Do this
Go through the records and copy each line where the word "index" occurs.

Task inputs
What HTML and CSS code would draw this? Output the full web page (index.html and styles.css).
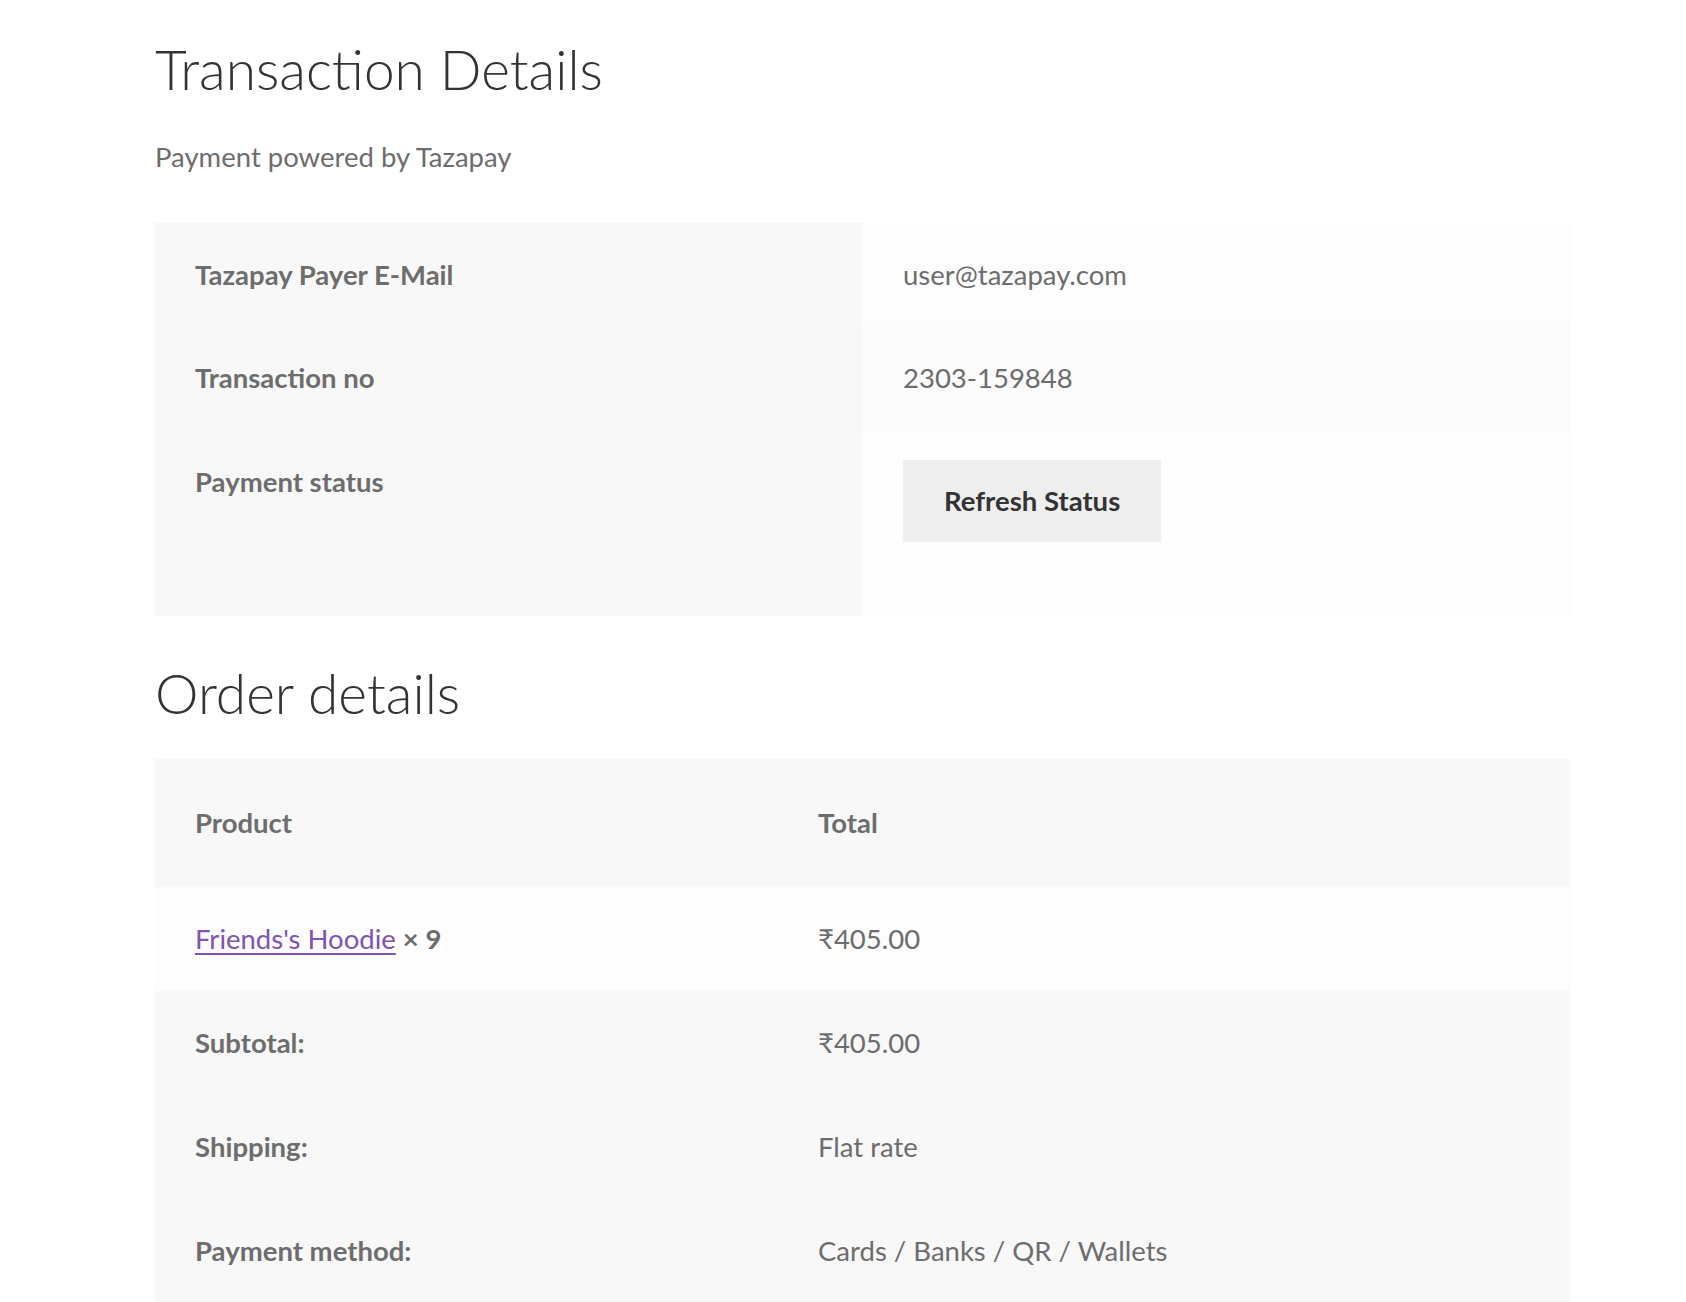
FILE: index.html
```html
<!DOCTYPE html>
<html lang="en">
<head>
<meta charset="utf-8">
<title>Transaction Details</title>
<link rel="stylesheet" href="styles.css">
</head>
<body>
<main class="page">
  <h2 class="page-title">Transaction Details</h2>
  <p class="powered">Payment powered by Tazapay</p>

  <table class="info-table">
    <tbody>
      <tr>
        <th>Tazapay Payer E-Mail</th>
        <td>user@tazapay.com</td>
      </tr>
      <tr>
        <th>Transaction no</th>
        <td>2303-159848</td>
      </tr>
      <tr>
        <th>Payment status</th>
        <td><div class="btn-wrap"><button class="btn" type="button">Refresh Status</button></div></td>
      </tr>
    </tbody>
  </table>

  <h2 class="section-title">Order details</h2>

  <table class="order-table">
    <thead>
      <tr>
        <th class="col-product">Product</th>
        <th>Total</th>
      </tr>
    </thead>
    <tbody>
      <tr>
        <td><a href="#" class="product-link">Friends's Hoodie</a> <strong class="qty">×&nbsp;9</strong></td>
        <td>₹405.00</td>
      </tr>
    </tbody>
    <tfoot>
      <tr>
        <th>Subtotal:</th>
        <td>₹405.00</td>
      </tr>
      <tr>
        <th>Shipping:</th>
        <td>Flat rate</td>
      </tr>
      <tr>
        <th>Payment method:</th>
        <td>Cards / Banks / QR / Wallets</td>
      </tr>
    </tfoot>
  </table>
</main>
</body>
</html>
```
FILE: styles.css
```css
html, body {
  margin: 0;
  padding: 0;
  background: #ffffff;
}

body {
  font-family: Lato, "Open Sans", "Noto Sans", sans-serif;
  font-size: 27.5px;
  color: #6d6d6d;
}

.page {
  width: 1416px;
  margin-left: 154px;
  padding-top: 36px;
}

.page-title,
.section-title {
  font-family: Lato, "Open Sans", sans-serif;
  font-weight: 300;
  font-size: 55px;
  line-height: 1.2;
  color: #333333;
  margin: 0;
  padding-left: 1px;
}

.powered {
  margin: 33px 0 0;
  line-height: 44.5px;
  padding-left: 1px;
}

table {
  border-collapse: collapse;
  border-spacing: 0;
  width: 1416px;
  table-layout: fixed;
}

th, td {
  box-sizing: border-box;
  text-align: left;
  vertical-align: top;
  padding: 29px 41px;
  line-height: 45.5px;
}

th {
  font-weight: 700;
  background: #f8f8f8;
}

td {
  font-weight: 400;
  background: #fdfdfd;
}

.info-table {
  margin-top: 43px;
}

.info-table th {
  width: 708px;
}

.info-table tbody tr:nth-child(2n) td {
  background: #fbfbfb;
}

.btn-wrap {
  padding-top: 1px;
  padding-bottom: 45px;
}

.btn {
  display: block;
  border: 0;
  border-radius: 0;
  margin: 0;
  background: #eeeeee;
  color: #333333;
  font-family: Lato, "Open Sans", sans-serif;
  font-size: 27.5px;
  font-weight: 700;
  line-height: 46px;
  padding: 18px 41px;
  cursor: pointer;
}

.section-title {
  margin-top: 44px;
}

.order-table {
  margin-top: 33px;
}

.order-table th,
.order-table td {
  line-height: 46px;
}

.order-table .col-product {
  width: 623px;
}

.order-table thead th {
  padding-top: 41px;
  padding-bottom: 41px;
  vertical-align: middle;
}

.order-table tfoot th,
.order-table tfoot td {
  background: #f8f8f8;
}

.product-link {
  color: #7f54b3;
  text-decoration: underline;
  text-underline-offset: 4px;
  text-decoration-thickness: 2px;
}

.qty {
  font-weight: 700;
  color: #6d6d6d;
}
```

---

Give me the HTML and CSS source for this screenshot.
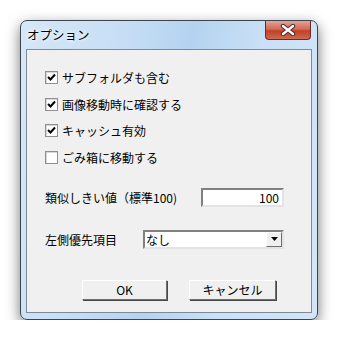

Complete output
What HTML and CSS code would draw this? Output the full web page (index.html and styles.css).
FILE: index.html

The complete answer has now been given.